In any event, it will soon be time to kiss Bangkok goodbye. I'm catching train to Ayuthaya tomorrow morning, and I'll need to pack up my shit when I return in the evening because Thursday will see me travel north to Sukhothai.
Bangkok is interesting, for it is a city of sharp contrasts. The past lives alongside the present, with the future not far behind. Ancient traditions battle with encroaching Western ways. Pollution and poverty on one side, yet you have thei mpeccably clean, super efficient, and ultra-modern Skytrain and subway system on the other. It's kind of odd that some aspects of Bangkok could put any Western city to shame, and all the while show you sides straight out of a Third World country when you turn around and face the other way. And there are cranes everywhere, so the Bangkok of tomorrow will be much different from what it is today. For better or worst? That remains to be seen. . .
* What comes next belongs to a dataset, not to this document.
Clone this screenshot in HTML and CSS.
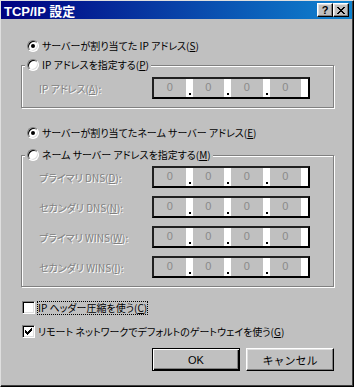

One thing that will likely ever go away is the prostitution. It's kind of sad to see fat and old Western men walking hand in hand with pretty young Thai girls. They're absolutely everywhere and not likely to go away. There are a couple of universities here, so hopefully there is a brighter future for many Thai young women. But man, it feels as though 50% of the girls you see are bar girls, or another euphemism for prostitutes. And considering the high number of dirty old men spending time in Thailand just for the sexual tourism, well the demand will always be there, I guess. Too bad. . . Thai girls have different facial traits than other Asian women. I can see the appeal, certainly. They are beautiful, as well as taller and more shapely than the more petite Asian girls from Japan, Korea, etc. So there will never be any shortage of horny old farts looking for cheap fucks with them. But Christ, when you can't cross a street corner without having a group of them waving and calling out at you, well that's a major problem. And the worst thing is that the Thai government doesn't seem to have much of a problem with the situation. I guess that sex tourism brings in too much money.
Okay, that's it for now. Don't spellcheck me, for this keyboard is driving me insane!